-- begin Recorded information --

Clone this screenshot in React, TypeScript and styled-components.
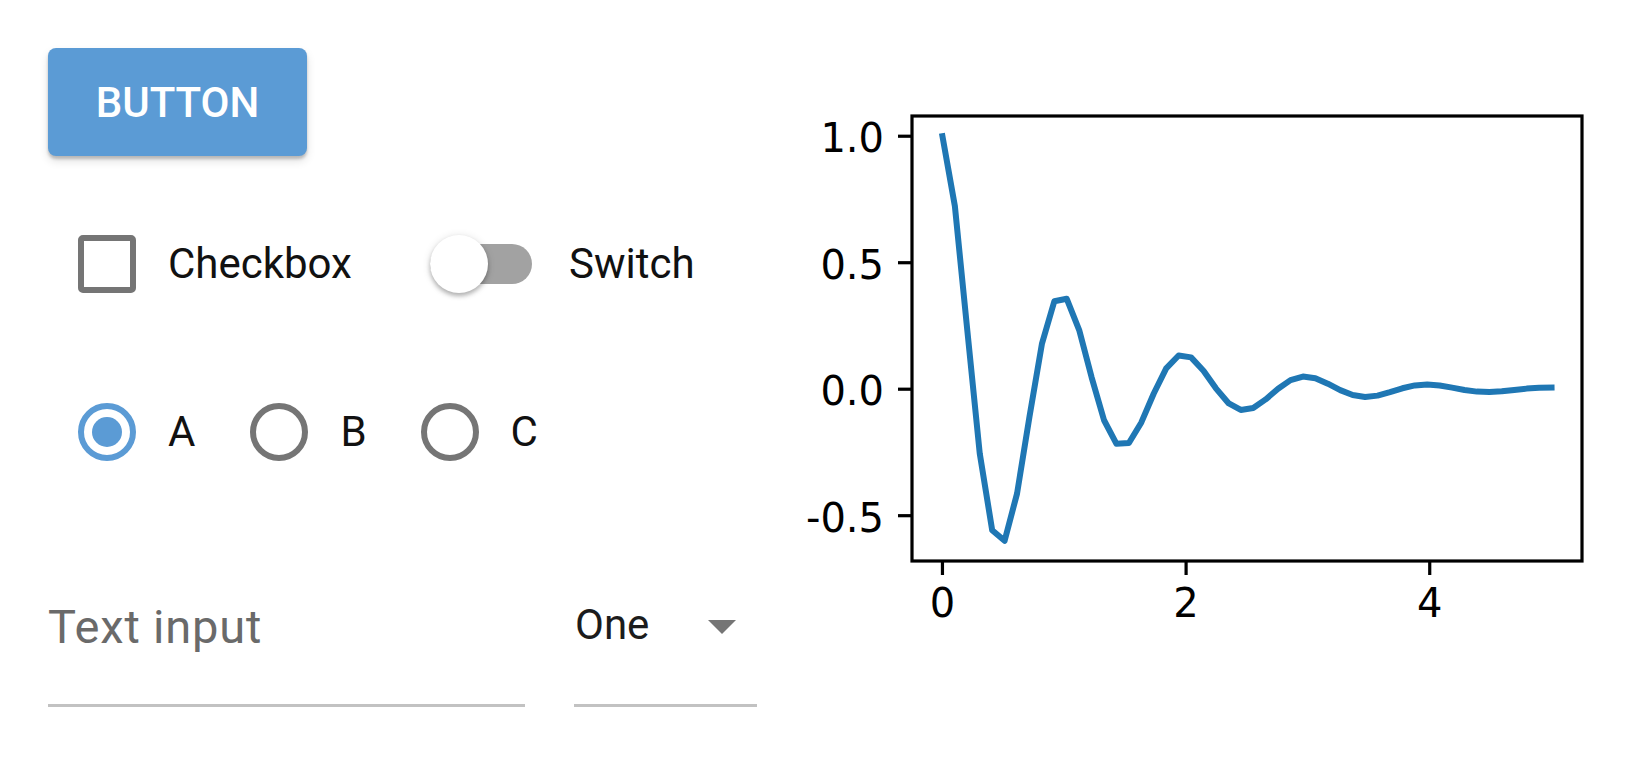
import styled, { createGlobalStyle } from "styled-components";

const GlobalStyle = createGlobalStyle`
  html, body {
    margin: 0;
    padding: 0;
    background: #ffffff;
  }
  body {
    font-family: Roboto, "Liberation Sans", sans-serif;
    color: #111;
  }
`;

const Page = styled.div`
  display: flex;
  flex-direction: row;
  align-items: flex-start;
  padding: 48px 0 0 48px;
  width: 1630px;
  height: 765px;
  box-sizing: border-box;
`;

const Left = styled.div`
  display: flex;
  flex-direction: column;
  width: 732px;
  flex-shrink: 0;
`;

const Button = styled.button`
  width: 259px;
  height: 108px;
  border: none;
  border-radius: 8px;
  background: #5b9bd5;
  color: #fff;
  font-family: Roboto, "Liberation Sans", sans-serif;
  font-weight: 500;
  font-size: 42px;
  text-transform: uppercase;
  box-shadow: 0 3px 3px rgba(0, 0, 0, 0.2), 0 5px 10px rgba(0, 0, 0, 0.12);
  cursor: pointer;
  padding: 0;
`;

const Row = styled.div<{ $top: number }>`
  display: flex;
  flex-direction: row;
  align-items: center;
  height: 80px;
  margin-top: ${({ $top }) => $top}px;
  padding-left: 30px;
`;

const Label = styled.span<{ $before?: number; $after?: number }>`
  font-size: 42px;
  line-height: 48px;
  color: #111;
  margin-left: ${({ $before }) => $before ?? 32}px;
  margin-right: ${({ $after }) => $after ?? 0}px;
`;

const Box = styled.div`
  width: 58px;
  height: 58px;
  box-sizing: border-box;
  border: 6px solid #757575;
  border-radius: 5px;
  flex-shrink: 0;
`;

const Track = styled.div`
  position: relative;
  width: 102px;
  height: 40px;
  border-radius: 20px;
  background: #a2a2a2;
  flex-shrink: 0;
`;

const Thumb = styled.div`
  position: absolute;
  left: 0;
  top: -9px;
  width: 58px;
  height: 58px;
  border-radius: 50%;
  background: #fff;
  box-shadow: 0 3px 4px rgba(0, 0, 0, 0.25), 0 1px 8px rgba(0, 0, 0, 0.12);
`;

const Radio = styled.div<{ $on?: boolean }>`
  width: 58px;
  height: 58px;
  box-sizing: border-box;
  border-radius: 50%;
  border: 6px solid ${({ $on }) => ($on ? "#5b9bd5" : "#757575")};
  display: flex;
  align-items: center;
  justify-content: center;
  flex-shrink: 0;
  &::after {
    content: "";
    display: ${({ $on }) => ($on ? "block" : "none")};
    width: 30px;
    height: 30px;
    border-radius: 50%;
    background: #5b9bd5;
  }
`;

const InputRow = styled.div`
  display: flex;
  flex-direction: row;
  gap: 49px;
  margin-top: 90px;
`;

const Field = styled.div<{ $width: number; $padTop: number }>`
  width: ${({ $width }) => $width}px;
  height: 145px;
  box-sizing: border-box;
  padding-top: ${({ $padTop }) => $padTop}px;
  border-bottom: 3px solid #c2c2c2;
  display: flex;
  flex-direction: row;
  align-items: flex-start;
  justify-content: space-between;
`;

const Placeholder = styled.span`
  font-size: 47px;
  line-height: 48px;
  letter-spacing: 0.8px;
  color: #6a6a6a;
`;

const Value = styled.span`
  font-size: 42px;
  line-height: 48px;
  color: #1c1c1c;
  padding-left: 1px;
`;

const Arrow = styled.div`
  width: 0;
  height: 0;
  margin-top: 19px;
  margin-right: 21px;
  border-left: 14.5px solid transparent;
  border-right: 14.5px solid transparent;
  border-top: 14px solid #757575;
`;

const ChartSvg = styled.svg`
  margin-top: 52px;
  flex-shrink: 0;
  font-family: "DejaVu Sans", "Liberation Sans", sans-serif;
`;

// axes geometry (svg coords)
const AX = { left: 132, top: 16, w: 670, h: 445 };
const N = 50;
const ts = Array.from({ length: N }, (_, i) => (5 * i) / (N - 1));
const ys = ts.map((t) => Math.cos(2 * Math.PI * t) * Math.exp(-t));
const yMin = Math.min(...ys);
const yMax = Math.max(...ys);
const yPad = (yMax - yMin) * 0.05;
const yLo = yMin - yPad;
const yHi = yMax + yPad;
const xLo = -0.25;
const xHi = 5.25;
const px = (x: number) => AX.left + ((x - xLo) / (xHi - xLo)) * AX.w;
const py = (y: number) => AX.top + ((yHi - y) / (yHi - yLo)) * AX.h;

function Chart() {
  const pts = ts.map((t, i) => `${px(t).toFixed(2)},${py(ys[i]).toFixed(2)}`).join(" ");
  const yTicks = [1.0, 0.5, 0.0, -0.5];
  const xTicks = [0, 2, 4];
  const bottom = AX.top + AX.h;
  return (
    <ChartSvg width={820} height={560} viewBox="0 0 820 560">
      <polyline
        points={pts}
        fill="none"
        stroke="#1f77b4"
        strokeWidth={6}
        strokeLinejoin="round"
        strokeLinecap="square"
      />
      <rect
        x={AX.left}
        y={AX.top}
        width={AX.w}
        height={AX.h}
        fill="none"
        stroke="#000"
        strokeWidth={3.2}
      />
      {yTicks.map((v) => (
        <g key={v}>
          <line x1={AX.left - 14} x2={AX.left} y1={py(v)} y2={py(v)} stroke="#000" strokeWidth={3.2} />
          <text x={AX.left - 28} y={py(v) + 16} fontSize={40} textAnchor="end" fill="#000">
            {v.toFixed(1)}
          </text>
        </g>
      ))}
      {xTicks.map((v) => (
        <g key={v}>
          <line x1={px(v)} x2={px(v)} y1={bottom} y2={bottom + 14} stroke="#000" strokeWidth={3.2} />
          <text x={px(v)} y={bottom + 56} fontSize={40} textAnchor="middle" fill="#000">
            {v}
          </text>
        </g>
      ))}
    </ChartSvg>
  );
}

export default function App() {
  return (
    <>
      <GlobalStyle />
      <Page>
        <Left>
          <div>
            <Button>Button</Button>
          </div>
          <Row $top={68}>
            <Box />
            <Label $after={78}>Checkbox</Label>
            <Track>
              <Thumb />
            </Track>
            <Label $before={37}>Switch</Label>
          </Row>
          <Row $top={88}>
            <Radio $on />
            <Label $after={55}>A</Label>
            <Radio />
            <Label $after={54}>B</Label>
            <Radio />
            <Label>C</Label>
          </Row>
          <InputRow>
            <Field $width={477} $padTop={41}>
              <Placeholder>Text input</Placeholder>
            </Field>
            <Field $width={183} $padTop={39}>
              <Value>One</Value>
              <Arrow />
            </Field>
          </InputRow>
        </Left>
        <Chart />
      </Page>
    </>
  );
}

-- end Recorded information --
-- begin Recorded information --

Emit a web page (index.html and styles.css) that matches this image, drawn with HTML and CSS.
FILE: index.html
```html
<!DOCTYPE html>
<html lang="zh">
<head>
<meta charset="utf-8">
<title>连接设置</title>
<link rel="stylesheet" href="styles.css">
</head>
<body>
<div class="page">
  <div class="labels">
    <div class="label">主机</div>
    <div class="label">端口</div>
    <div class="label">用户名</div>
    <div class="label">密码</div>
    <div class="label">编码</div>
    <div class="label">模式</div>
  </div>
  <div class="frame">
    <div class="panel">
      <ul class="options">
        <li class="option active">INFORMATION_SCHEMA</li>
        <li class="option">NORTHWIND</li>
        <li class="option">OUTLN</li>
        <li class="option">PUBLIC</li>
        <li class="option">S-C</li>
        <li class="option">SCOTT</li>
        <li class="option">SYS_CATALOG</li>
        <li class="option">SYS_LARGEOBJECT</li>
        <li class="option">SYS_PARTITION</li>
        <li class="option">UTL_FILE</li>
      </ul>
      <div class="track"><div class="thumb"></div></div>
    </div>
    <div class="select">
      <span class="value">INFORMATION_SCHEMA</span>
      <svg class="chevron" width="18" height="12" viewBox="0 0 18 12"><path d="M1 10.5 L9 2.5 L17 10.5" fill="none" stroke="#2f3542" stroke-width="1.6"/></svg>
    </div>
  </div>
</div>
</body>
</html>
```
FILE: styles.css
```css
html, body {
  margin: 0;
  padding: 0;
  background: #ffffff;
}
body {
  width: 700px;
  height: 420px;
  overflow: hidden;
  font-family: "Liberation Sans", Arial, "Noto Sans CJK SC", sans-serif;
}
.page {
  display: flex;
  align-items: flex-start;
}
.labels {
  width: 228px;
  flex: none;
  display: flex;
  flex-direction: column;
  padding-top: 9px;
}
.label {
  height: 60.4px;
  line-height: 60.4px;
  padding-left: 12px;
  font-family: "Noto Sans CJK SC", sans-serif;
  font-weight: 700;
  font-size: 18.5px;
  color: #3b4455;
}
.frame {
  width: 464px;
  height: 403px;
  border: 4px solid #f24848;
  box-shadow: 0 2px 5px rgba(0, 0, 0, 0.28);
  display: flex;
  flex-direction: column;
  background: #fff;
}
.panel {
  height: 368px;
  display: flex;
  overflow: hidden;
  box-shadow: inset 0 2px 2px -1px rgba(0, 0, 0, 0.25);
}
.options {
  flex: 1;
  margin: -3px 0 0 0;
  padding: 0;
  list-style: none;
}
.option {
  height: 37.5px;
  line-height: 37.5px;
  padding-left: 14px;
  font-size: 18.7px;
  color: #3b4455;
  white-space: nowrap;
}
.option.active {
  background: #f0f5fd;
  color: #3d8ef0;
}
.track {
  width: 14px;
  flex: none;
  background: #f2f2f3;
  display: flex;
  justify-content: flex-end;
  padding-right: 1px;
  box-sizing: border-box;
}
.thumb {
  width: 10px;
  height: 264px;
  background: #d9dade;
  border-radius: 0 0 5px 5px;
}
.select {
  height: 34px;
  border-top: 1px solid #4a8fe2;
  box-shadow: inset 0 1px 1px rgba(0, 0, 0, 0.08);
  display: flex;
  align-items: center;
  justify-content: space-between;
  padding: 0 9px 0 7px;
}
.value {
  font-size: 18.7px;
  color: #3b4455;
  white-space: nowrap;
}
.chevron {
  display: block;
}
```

-- end Recorded information --

Going over the lines above, work out how many include "this", then give only that number.

[Completed task]
2